Também queremos evitar a crítica de Jesus aos fariseus, os quais anularam as Escrituras para atender às tradições do homem (Mateus 15.6). De fato, muito do exemplo de Jesus nos Evangelhos se preocupa em devolver a verdade do evangelho aos seus fundamentos, libertando-a primeiro das imundícies de um tradicionalismo incrustado. A exposição de Jesus da lei mosaica em Mateus 5 é um exemplo perfeito de chamado à reforma por meio da volta à verdadeira norma.
Um exemplo de uma reforma saudável e contínua ocorreu quando a versão americana da Confissão de Fé de Westminster alterou as suas expectativas sobre a abrangência do magistrado civil. A confissão original (adotada em uma Inglaterra que admitia a autoridade do Estado nos assuntos da igreja) reconhecia um papel muito maior para os governantes civis do que a maioria das democracias modernas concede. Na primeira Assembleia Geral Presbiteriana da América (1789), a igreja modificou a confissão nessa seção, buscando proteger a liberdade individual e eclesiástica, mesmo contra uma tendência teocrática bem-intencionada. Depois de séculos de exegese e luta (até mesmo o martírio de alguns), a versão americana da Confissão de Westminster foi reformada de acordo com as Escrituras. Podemos ser gratos por essa correção bíblica. Da mesma forma, o apoio da igreja moderna à alfabetização universal, direitos civis iguais e proteção dos não-nascidos, juntamente com uma sacramentologia mais robusta, são exemplos de um crescimento contínuo em fidelidade bíblica.
Fidelidade à Palavra de Deus
Ainda mais importante do que qualquer latinismo, o verdadeiro padrão deveria ser: “Assim diz o Senhor”. Devemos fazer como os bereanos (Atos 17.10-11) ao buscarem a verdade na Escritura. O profeta Isaías nos convocou a avaliar as coisas recorrendo “à lei e ao testemunho” (Isaías 8.20), enquanto Jeremias nos exortou a buscar as veredas antigas (Jeremias 6.16). Em Romanos, Paulo disse: “Seja Deus verdadeiro, e mentiroso, todo homem” (3.4), enquanto Judas 3 fala sobre a fé imutável.
Enquanto o Novo Testamento se desdobra, não há uma fé entre muitas, ou “uma fé”, seja qual for a que as pessoas sinceramente defendam. Em vez disso, existe “a fé”. Uma revisão superficial evidencia que “a fé” é um conjunto de verdades reveladas (1 Timóteo 1.19; 4.1, 6, 16). Deus, em sua misericórdia, não fundou a igreja sobre um fundamento imperfeito que necessita de atualizações em série ou revisão constante da sua essência. Contudo, os conceitos humanos sempre revelam imperfeição.

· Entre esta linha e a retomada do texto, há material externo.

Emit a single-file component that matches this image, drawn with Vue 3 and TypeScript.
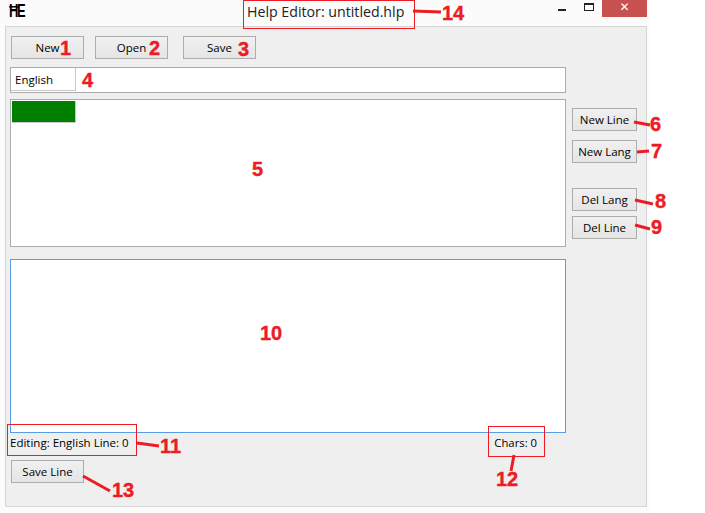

Felizmente, apesar de artigos fixos de crença serem usados como padrões da verdade até meados do primeiro século, as melhores confissões protestantes declaram de modo explícito “a Bíblia sobre a tradição”. Os cristãos devotos sempre desejarão reformar a igreja de acordo com as Escrituras. O fracasso em fazê-lo frequentemente produz caos, culto da vontade, confusão, idiossincrasia, idolatria do método ou instabilidade contínua.
Ser reformado de acordo com as Escrituras e continuar a buscar uma fidelidade ainda maior à Palavra de Deus pode ser emancipador. Os fariseus e os saduceus, antigos e modernos, são mestres em usar os padrões não escritos para fazer com que os inexperientes entrem em “estado de coma”. Uma igreja conformada às verdades bíblicas, por outro lado, não sujeita a comunidade dos crentes a essas leis secretas. Em vez disso, ela nos liberta dos padrões egoístas e também torna a igreja acessível a todos sob os mesmos padrões.
Contudo, duas coisas tornarão esse lema mais útil:
- Quanto à parte reformatus est — a igreja deve primeiro lidar com questões importantes antes de voltar a sua atenção para questões menores. Uma igreja que não tenha sido reformada quanto ao essencial dificilmente poderá continuar a reforma.
- “Sempre sendo reformada” é medido por um padrão: a própria Escritura (secundum verbum Dei). Não é bom solicitar reforma contínua se não está muito claro que o objetivo é se conformar mais com as Escrituras eternas.
A igreja de Jesus precisa sempre crescer em conformidade com Cristo. No entanto, essa santificação pode ser muito diferente da conformidade com ideias revisadas ou impulsos modernos. Assim, sempre que usamos essa expresssão corretamente, semper reformanda deve levar a semper fidelis. Esse é o uso adequado do ideal. E se a igreja de Cristo está sendo santificada e sendo feita gloriosa (Efésios 5.27), se aprendermos com alguns dos erros do passado e nos apegarmos firmemente à Escritura, seremos abençoados com maior conformidade à Escritura.
#1: Em 1520, Lutero respondeu a um ataque contra ele feito pelo monge franciscano Augustine Alved, de Leipzig. Ele acusou Alved e seu grupo religioso de fazerem da Escritura “tudo o que querem, como se fosse um nariz de cera para ser empurrado de um lado para o outro”. ‒ N.T.